Выбрать главу

Отличительной чертой всех этих увеселений и удовольствий было то, что они воздействовали на воображение и возбуждали плоть только в первый раз, а повторно вызывали скуку и отвращение. Попытка заменить требуемое качество наращиванием количества всегда уводит за горизонт разумного. Любовь одухотворяет, оживляет эротику, а живое движется и развивается. Но похоть без чувств не живет, а лишь содрогается в судорогах, ее приходится все время будить и подтал-кивать. Отсюда следует потребность в новых партнерах, способах, внешних обстоятельствах, ведущая ко всем мыслимым извращениям.

Наблюдая половую депрессию принцепса, Цезоний подзадоривал его переступить очередную грань разврата. Ничего иного он предложить уже не мог.

— Взгляни на этого голубоглазого кудрявого красавца! Как он порывист и нежен, как бела его кожа, словно у женщины! — восклицал хозяин подземелья, рекламируя свой товар. — Посмотри, сколь сильно вожделеют к нему все эти женщины и даже совсем юные девочки, которых ты уже не можешь хотеть, поскольку избороздил женское тело вдоль и поперек! Пустись на поиск наслаждения нехоженой тропой! Покори того, кого любят сотни женщин, и тем самым ты разом восторжествуешь над ними всеми!

Тиберий только презрительно фыркал в ответ, глядя на похотливого юнца, кувыркающегося голышом в гуще женских тел, однако перспектива повторять вчерашние пируэты с расчетливо податливыми проститутками угнетала его скукой.

— Иди дальше, совершенствуйся, постигай новое! — сладко пел Цезоний. — Негоже правителю отставать от своих подданных.

— Ты прямо-таки Сеян от эротики, так и норовишь подбить на преступление, — криво усмехаясь, сострил принцепс.

— Казни меня, император, если тебе придется не по вкусу мое угощение!
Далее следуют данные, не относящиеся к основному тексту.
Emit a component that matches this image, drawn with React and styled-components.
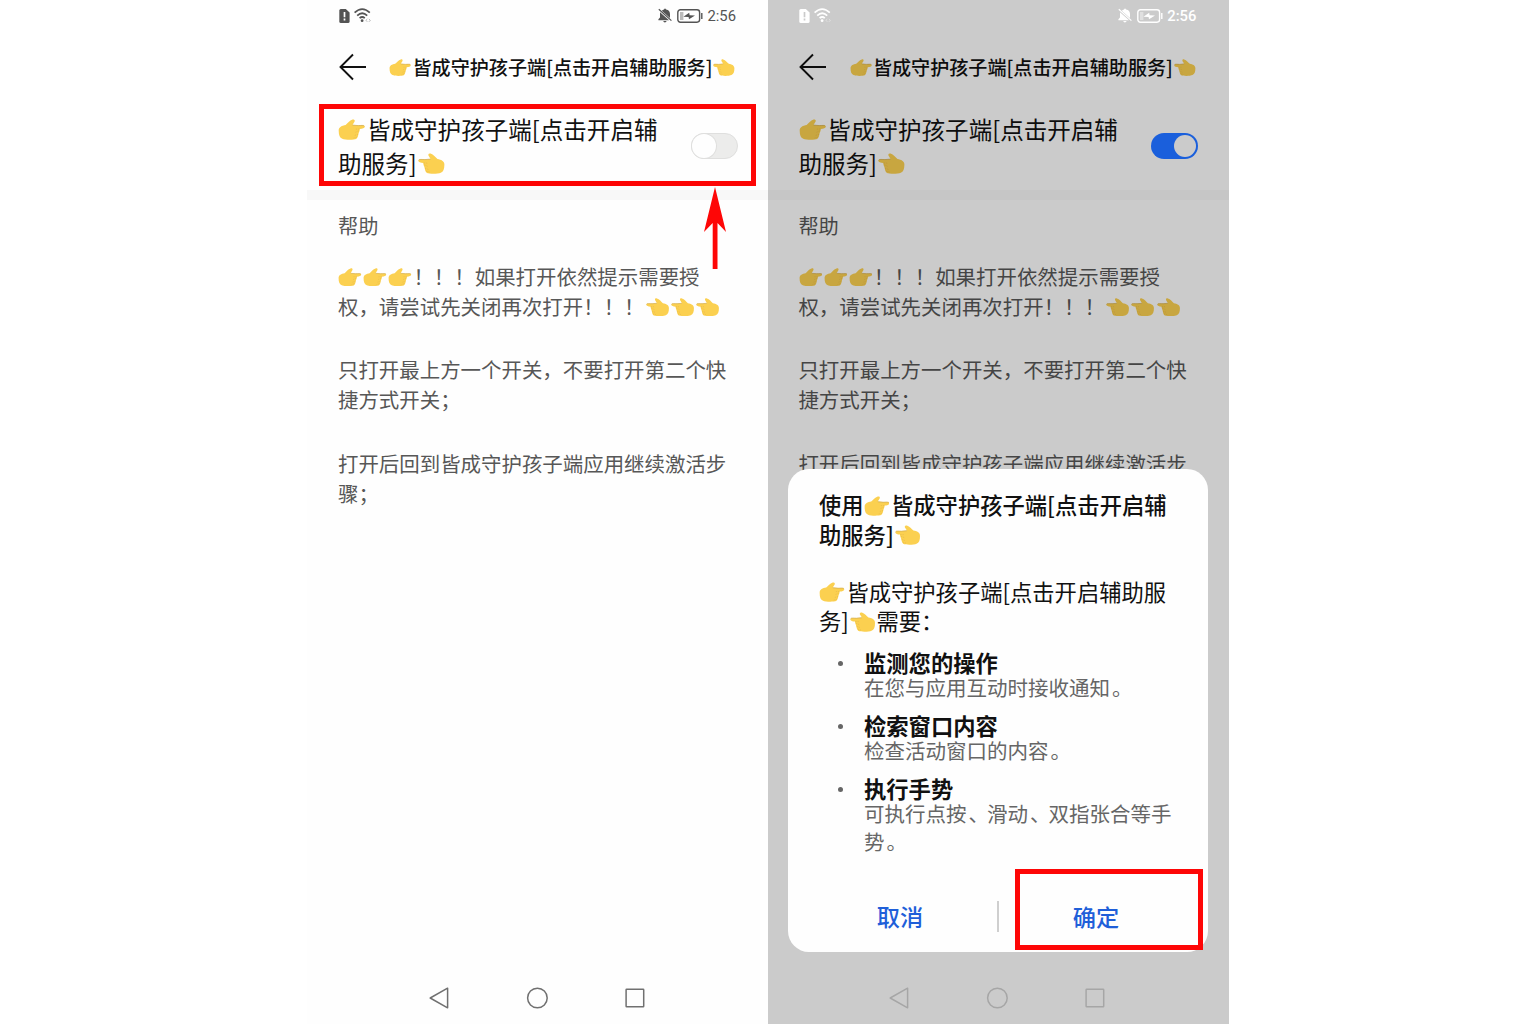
import React from "react";
import styled, { createGlobalStyle } from "styled-components";

const SERVICE_LINES = ['👉皆成守护孩子端[点击开启辅', '助服务]👈'];

const HELP = [
    ['👉👉👉！！！如果打开依然提示需要授', '权，请尝试先关闭再次打开！！！👈👈👈'],
    ['只打开最上方一个开关，不要打开第二个快', '捷方式开关；'],
    ['打开后回到皆成守护孩子端应用继续激活步', '骤；'],
];

const PERMISSIONS = [
    { name: '监测您的操作', lines: ['在您与应用互动时接收通知。'] },
    { name: '检索窗口内容', lines: ['检查活动窗口的内容。'] },
    { name: '执行手势', lines: ['可执行点按、滑动、双指张合等手', '势。'] },
];

export default function App() {
    return (
        <Page>
            <GlobalStyle/>
            <Phone>
                <ServiceScreen/>
                <ServiceHighlight/>
                <ArrowUp viewBox="0 0 24 84">
                    <path d="M12 1 L23 46 L14.5 37 V83 H9.7 V37 L1 46 Z" fill="#fe0606"/>
                </ArrowUp>
            </Phone>
            <Phone>
                <ServiceScreen on/>
                <Scrim/>
                <ConfirmDialog/>
                <ConfirmHighlight/>
            </Phone>
        </Page>
    )
}

function ServiceScreen({on}) {
    return (
        <Screen $on={on}>
            <StatusBar $light={on}>
                <StatusGroup>
                    <SimIcon mark={on ? '#cbcbcb' : '#fff'}/>
                    <WifiIcon/>
                </StatusGroup>
                <StatusGroup>
                    <BellOffIcon/>
                    <BatteryIcon/>
                    <Clock $bold={on}>2:56</Clock>
                </StatusGroup>
            </StatusBar>
            <Header>
                <BackIcon viewBox="0 0 28 28">
                    <path d="M14 1.5 L1.5 14 L14 26.5 M1.5 14 H27"/>
                </BackIcon>
                <HeaderTitle><Rich text="👉皆成守护孩子端[点击开启辅助服务]👈"/></HeaderTitle>
            </Header>
            <ServiceRow>
                <ServiceName><Lines lines={SERVICE_LINES}/></ServiceName>
                <Switch $on={on}><Knob $on={on}/></Switch>
            </ServiceRow>
            <Band/>
            <Help>
                <HelpTitle>帮助</HelpTitle>
                {HELP.map((lines, idx) => (
                    <HelpText key={idx}><Lines lines={lines}/></HelpText>
                ))}
            </Help>
            <NavBar $dim={on}>
                <svg width="22" height="24" viewBox="0 0 22 24">
                    <path d="M2.2 12 L19.6 2.2 V21.8 Z" strokeLinejoin="round"/>
                </svg>
                <svg width="24" height="24" viewBox="0 0 24 24">
                    <circle cx="12.4" cy="12" r="9.8"/>
                </svg>
                <svg width="22" height="24" viewBox="0 0 22 24">
                    <rect x="2.1" y="3.2" width="17.6" height="17.6" rx="0.6"/>
                </svg>
            </NavBar>
        </Screen>
    )
}

function ConfirmDialog() {
    return (
        <Dialog>
            <DialogTitle><Lines lines={['使用👉皆成守护孩子端[点击开启辅', '助服务]👈']}/></DialogTitle>
            <DialogIntro><Lines lines={['👉皆成守护孩子端[点击开启辅助服', '务]👈需要：']}/></DialogIntro>
            <PermissionList>
                {PERMISSIONS.map((item) => (
                    <Permission key={item.name}>
                        <Dot/>
                        <div>
                            <PermissionName>{item.name}</PermissionName>
                            <PermissionText><Lines lines={item.lines}/></PermissionText>
                        </div>
                    </Permission>
                ))}
            </PermissionList>
            <Actions>
                <ActionButton>取消</ActionButton>
                <ActionDivider/>
                <ActionButton>确定</ActionButton>
            </Actions>
        </Dialog>
    )
}

function Lines({lines}) {
    return lines.map((line) => <Line key={line}><Rich text={line}/></Line>)
}

// hands are drawn, everything else is plain text
function Rich({text}) {
    return text.split(/(👉|👈|。|、)/u).map((part, idx) => {
        if (part === '👉' || part === '👈') {
            return <Hand key={idx} left={part === '👈'}/>
        }
        if (part === '。' || part === '、') {
            return <Punct key={idx}>{part}</Punct>
        }
        return part;
    })
}

function Hand({left}) {
    return (
        <HandSvg viewBox="-1 -1 82 65" $left={left}>
            <path
            d="M1 34 C1 23 11 19 22 17 C28 12 34 3 43 0.5 C50 -1 52 5 47 10 L43 17 L60 18.5 C68 18.5 80 16 80 22 C80 27.5 73 29 65 29.5 C65 36 62 40 61 44 C60 51 58 57 54 60 C46 63 20 63 12 59 C4 56 1 48 1 34 Z"
            fill="#fbd050"/>
            <path d="M43 17.5 L60 19 C68 19 78 17 79 21" fill="none" stroke="#d3ae55" strokeWidth="2.4"/>
            <path d="M64 29.5 H52 M62 35 L50 40 M60 45 L49 49 M56 54 L46 57" fill="none" stroke="#e3b548" strokeWidth="1.8" strokeDasharray="4 3"/>
        </HandSvg>
    )
}

function SimIcon({mark}) {
    return (
        <svg width="11" height="14" viewBox="0 0 11 14">
            <path d="M1.8 0 H6.8 L10.6 3.6 V12.4 Q10.6 14 9 14 H1.8 Q0.3 14 0.3 12.4 V1.6 Q0.3 0 1.8 0 Z" fill="currentColor"/>
            <path d="M5.5 3 V8.2 M5.5 9.6 V11.4" stroke={mark} strokeWidth="1.7"/>
        </svg>
    )
}

function WifiIcon() {
    return (
        <svg width="18" height="15" viewBox="0 0 18 15">
            <g fill="none" stroke="currentColor" strokeWidth="1.7">
                <path d="M0.6 4.7 Q8.2 -2.5 15.8 4.7"/>
                <path d="M3.2 7.6 Q8.2 2.9 13.2 7.6"/>
                <path d="M5.6 10.2 Q8.2 7.8 10.8 10.2"/>
            </g>
            <circle cx="8.1" cy="12.7" r="1.4" fill="currentColor"/>
            <path d="M13.3 11 L11.9 12.4 L13.3 13.8 M14.9 11 L16.3 12.4 L14.9 13.8" fill="none" stroke="currentColor" strokeWidth="0.7" opacity="0.6"/>
        </svg>
    )
}

function BellOffIcon() {
    return (
        <svg width="15" height="15" viewBox="0 0 15 15">
            <path d="M2 4.2 L11 12.2 H0.4 V11.2 L2 9.4 Z" fill="currentColor"/>
            <path d="M3.8 2.8 Q4.8 1.7 6 1.4 Q7 -0.3 8.1 1.4 Q12 2.2 12 6 V10 Z" fill="currentColor"/>
            <path d="M5.2 13 H8.6 Q8.2 14.4 6.9 14.4 Q5.6 14.4 5.2 13 Z" fill="currentColor"/>
            <path d="M0.8 1.2 L13.4 12.6" stroke="currentColor" strokeWidth="1.2"/>
        </svg>
    )
}

function BatteryIcon() {
    return (
        <svg width="26" height="14" viewBox="0 0 26 14">
            <rect x="0.8" y="0.8" width="21.8" height="12.4" rx="2.6" fill="none" stroke="currentColor" strokeWidth="1.4"/>
            <rect x="3" y="3" width="3.4" height="8" fill="currentColor" opacity="0.4"/>
            <path d="M6.4 7.7 L12.2 3.8 L12.6 6.2 L18 6.6 L12 10.2 L11.6 7.9 Z" fill="currentColor"/>
            <path d="M24.8 4 V10" stroke="currentColor" strokeWidth="1.4"/>
        </svg>
    )
}

const GlobalStyle = createGlobalStyle`
body {
    margin: 0;
    background: #fff;
    font-family: "Noto Sans CJK SC", sans-serif;
}
* {
    box-sizing: border-box;
}
`
const Page = styled.div`
display: flex;
width: 1536px;
height: 1024px;
padding-left: 307px;
overflow: hidden;
background: #fff;
`
const Phone = styled.div`
position: relative;
width: 461px;
height: 1024px;
overflow: hidden;
background: #fefefe;
`
const Screen = styled.div`
display: flex;
flex-direction: column;
width: 462px;
height: 100%;
margin-left: ${({$on}) => $on ? '-0.6px' : '0'};
padding-right: 1px;
`
const StatusBar = styled.div`
display: flex;
justify-content: space-between;
align-items: center;
height: 31px;
padding: 0 32px 0 32px;
color: ${({$light}) => $light ? '#fff' : '#545454'};
position: relative;
z-index: ${({$light}) => $light ? 2 : 0};
`
const StatusGroup = styled.div`
display: flex;
align-items: center;
gap: 4px;
`
const Clock = styled.div`
font-family: Roboto, sans-serif;
font-size: 14.8px;
line-height: 16px;
padding-top: 1px;
font-weight: ${({$bold}) => $bold ? 500 : 400};
`
const Header = styled.div`
display: flex;
align-items: center;
height: 72px;
padding: 0 0 1px 32px;
`
const BackIcon = styled.svg`
width: 28px;
height: 28px;
margin-right: 22px;
fill: none;
stroke: #111;
stroke-width: 1.9;
`
const HeaderTitle = styled.div`
font-size: 19.1px;
line-height: 28px;
font-weight: 500;
color: #111;
white-space: nowrap;
`
const ServiceRow = styled.div`
display: flex;
justify-content: space-between;
align-items: center;
height: 87px;
padding: 0 30px 1px 31px;
`
const ServiceName = styled.div`
font-size: 23.55px;
line-height: 34.4px;
color: #111;
`
const Switch = styled.div`
display: flex;
align-items: center;
justify-content: ${({$on}) => $on ? 'flex-end' : 'flex-start'};
width: 47px;
height: 26px;
padding: ${({$on}) => $on ? '0 2px' : '0'};
border: ${({$on}) => $on ? 'none' : '1.5px solid #dfdfde'};
border-radius: 13px;
background: ${({$on}) => $on ? '#1a5fdc' : '#ececeb'};
position: relative;
z-index: ${({$on}) => $on ? 2 : 0};
`
const Knob = styled.div`
width: ${({$on}) => $on ? '22px' : '24px'};
height: ${({$on}) => $on ? '22px' : '24px'};
border-radius: 50%;
background: ${({$on}) => $on ? '#cbcbcb' : '#fefefe'};
box-shadow: ${({$on}) => $on ? 'none' : '0 0 0 1px #dfdfde'};
`
const Band = styled.div`
height: 10px;
margin-right: -1px;
background: #f8f8f8;
`
const Help = styled.div`
flex: 1;
padding: 11px 0 0 31px;
font-size: 20.45px;
line-height: 30px;
color: #575757;
`
const HelpTitle = styled.div`
margin-bottom: 19.5px;
font-size: 20.2px;
`
const HelpText = styled.div`
margin-bottom: 33.5px;
`
const Line = styled.div`
white-space: nowrap;
`
const Punct = styled.span`
margin: 0 -0.1em 0 0.1em;
`
const HandSvg = styled.svg`
width: 1.15em;
height: 0.91em;
margin: ${({$left}) => $left ? '0 0.04em 0 0.05em' : '0 0.07em 0 0.01em'};
vertical-align: -0.08em;
transform: ${({$left}) => $left ? 'scaleX(-1)' : 'none'};
`
const NavBar = styled.div`
display: flex;
justify-content: space-between;
align-items: center;
height: 51px;
padding: 0 122px 1px 121px;
fill: none;
stroke: ${({$dim}) => $dim ? '#d0d0d0' : '#707070'};
stroke-width: 1.5;
`
const ServiceHighlight = styled.div`
position: absolute;
left: 12px;
top: 104px;
width: 437px;
height: 82px;
border: 5px solid #fe0606;
`
const ArrowUp = styled.svg`
position: absolute;
left: 396px;
top: 186px;
width: 24px;
height: 84px;
`
const Scrim = styled.div`
position: absolute;
inset: 0;
background: rgba(0, 0, 0, 0.2);
z-index: 1;
`
const Dialog = styled.div`
position: absolute;
left: 20px;
top: 469px;
width: 420px;
height: 483px;
padding: 21px 15px 0 31px;
border-radius: 21px;
background: #fefefe;
z-index: 3;
`
const DialogTitle = styled.div`
font-size: 22.3px;
line-height: 29.5px;
font-weight: 500;
color: #111;
`
const DialogIntro = styled.div`
margin-top: 27.5px;
font-size: 22.3px;
line-height: 29.5px;
color: #111;
`
const PermissionList = styled.div`
margin-top: 14.5px;
`
const Permission = styled.div`
display: flex;
height: 63px;
`
const Dot = styled.div`
width: 5px;
height: 5px;
margin: 11px 21px 0 19px;
border-radius: 50%;
background: #666;
`
const PermissionName = styled.div`
font-size: 22.3px;
line-height: 24px;
font-weight: 700;
color: #111;
`
const PermissionText = styled.div`
font-size: 20.5px;
line-height: 27.5px;
color: #666;
`
const Actions = styled.div`
display: flex;
align-items: center;
height: 62px;
margin: 46.5px 0 0 -16px;
`
const ActionButton = styled.button`
flex: 1;
padding: 0 0 2px;
border: none;
background: none;
font-family: inherit;
font-size: 23.2px;
line-height: 34px;
font-weight: 500;
color: #1f5fd9;
`
const ActionDivider = styled.div`
width: 2px;
height: 31px;
background: #cfcfcf;
`
const ConfirmHighlight = styled.div`
position: absolute;
left: 247px;
top: 869px;
width: 188px;
height: 81px;
border: 5px solid #fe0606;
z-index: 4;
`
А хочешь, я сам распечатаю эту вместительную амфору? — воскликнул Цезоний и, приподняв полу тоги, сделал угрожающее движение.

— Нет, не надо! — вдруг испугался Тиберий и устрашился собственной реакции.

— Ну, так не медли, а то проворные девицы, опустошат его всего!

В конце концов Тиберий понял, что с того пути, на котором он оказался несколько лет назад, сворачивать больше некуда, остается только «постигать новое».

Однако сегодняшнее «новое» назавтра устаревало, и покатая тропа уводила его все дальше в темную чащу порока, откуда возврата в нормальную жизнь уже не было. Прошло еще какое-то время, и похоть Тиберия ослепла не только к женской, но и к мужской красоте. Тогда Цезоний начал будоражить его воспаленное воображение знатностью предоставляемых ему молодых людей. Потом и на юношей аристократических фамилий упал спрос. Но страшное подземелье не могло пустовать, поэтому оно наполнилось мальчиками, а заодно и девочками, которых обучали самому грязному разврату. При этом дети не всегда умели держать язык за зубами, и после насилия некоторых из них пришлось покалечить, чтобы развлечения престарелого принцепса не получили огласки.

Так Тиберий оправдал все авансы на злодейства, выданные ему согражданами.

11

Сенатор консульского ранга, известный законовед Кокцей Нерва отказался от пищи с намерением уйти из жизни. Узнав об этом, Тиберий пустился в путь, чтобы навестить его на пригородной вилле. Кокцей Нерва был одним из немногих друзей принцепса и оставался таковым до сих пор. Он находился в числе тех, кто сопровождал правителя, когда тот покидал Рим, и какое-то время оставался с ним на Капреях. Смерть этого человека и сама по себе стала бы тяжелой утратой для Тиберия, уже лишившегося почти всех человеческих связей, а добровольная гибель ранила его душу многократно сильнее.

Принцепс застал друга в добром здравии и ясном рассудке, все его близкие были живы и здоровы, ему самому тоже ничего не угрожало. Видимых причин для самоубийства не просматривалось. А если отсутствовали личные причины, то, значит, честного сенатора удручали общественные катаклизмы.

Несколько часов Тиберий допытывался у друга правды о его жестоком намерении, но тот уходил от прямого ответа и вообще был немногословен, явно тяготясь беседой с тем, чьим расположением он больше всего на свете дорожил еще несколько лет назад.

— Я решил умереть, потому что пришло время, — упрямо твердил Нерва, глядя в пол.

— Почему ты так считаешь? — удивлялся Тиберий, и тоже опускал глаза, почему-то не смея смотреть другу в лицо. — Если измерять время состоянием здоровья, то тебе еще далеко до конца, а если перспективами на благополучие, то ты и вовсе должен жить вечно. Тебя все ценят и уважают, но, даже будь у тебя враги, я никому не дам в обиду лучшего друга. Меня предавали те, кого я считал друзьями, а я — нет.